Istimewa Tokoh Bali dari Ubud ini mendapat penghargaan dari Presiden Republik Indonesia bertepatan dengan HUT ke-77 RI tahun 2022. Beli...
Istimewa |
Tokoh
Bali dari Ubud ini mendapat penghargaan dari Presiden Republik Indonesia
bertepatan dengan HUT ke-77 RI tahun 2022.
Beliau
adalah mendiang Tjokorde Gde Rake Soekawati dari Puri Ubud, Bali.

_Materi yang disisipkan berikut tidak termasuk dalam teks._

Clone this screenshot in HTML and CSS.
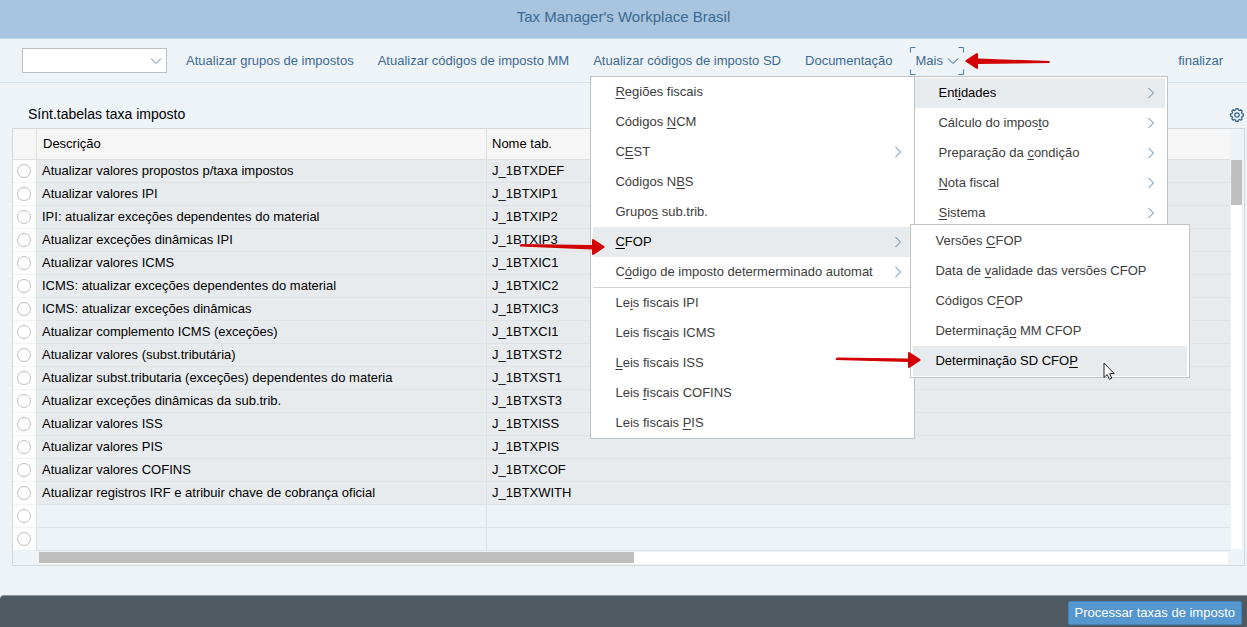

Beliau mendapatkan tanda kehormatan Presiden Republik Indonesia ' Satyalancana
Kepariwisataan Tahun 2022'.
Tanda
kehormatan Satyalancana Kepariwisataan Tahun 2022, diterima
mendiang Tjokorde Gde Rake Soekawati, atas jasanya di bidang pariwisata
dan budaya.
Di
mana berkat beliau, kebudayaan Bali dikenal hingga ke mancanegara, dan yang
menjadi dasar berkembangnya pariwisata nasional.
Serta
pariwisata sendiri saat ini menjadi ladang penghidupan sebagian besar
masyarakat Bali, alias lokomotif perekonomian Pulau Dewata.
Putra
Ubud ini sangat berjasa bagi pariwisata Bali, yang kini telah mendunia.
Penghargaan
ini diserahkan oleh Menparekraf Sandiaga Uno kepada perwakilan keluarga pada
Rabu, 17 Agustus 2022.
Sebelumnya,
pada 10 November 2015 lalu, Bupati Gianyar saat itu, AA Gde Agung Bharata juga
menganugerahkan penghargaan ‘Parama Bhakti Pariwisata’ kepada almarhum Tjokorda
Gde Raka Sukawati.
Beliau
adalah tokoh Puri Agung Ubud, Gianyar yang juga mantan Presiden Negara
Indonesia Timur (NIT).
Tjokorda
Gde Raka Sukawati, diberikan predikat sebagai ‘Tokoh Pelopor Impresario Seni
dan Diplomasi Kebudayaan Bali’.
Siapakah
sosok dari Tjokorda Gde Raka Sukawati ini?
Tjokorda
Gde Raka Sukawati adalah tokoh kelahiran Redite Umanis Menail, Minggu, 15
Januari 1899.
Di
balik suksesnya di dunia politik, suami dari I Gusti Agung Niang Putu Gilbert
Vincent ini adalah seniman dan diplomat kebudayaan Bali ke kancah dunia.
Prof
Made Bandem mengatakan, semasa hidupnya, Tjokorda Gde Raka Sukawati sempat
menjadi promotor seni budaya, dengan membawa misi kesenian dari Belaluan untuk
pentas di Festival Pasar Gambir, Batavia (Jakarta) 1929.
Para
seniman yang dilibatkan Tjokorda Gde Raka Sukawati kala itu, antara lain, I
Marya (penari Kebyar), Ni Gusti Made Rai (penari Legong), Ni Gusti Putu Adi
(penari Legong), I Gusti Alit Oka (penabuh), I Made Regog (komposer, penabuh)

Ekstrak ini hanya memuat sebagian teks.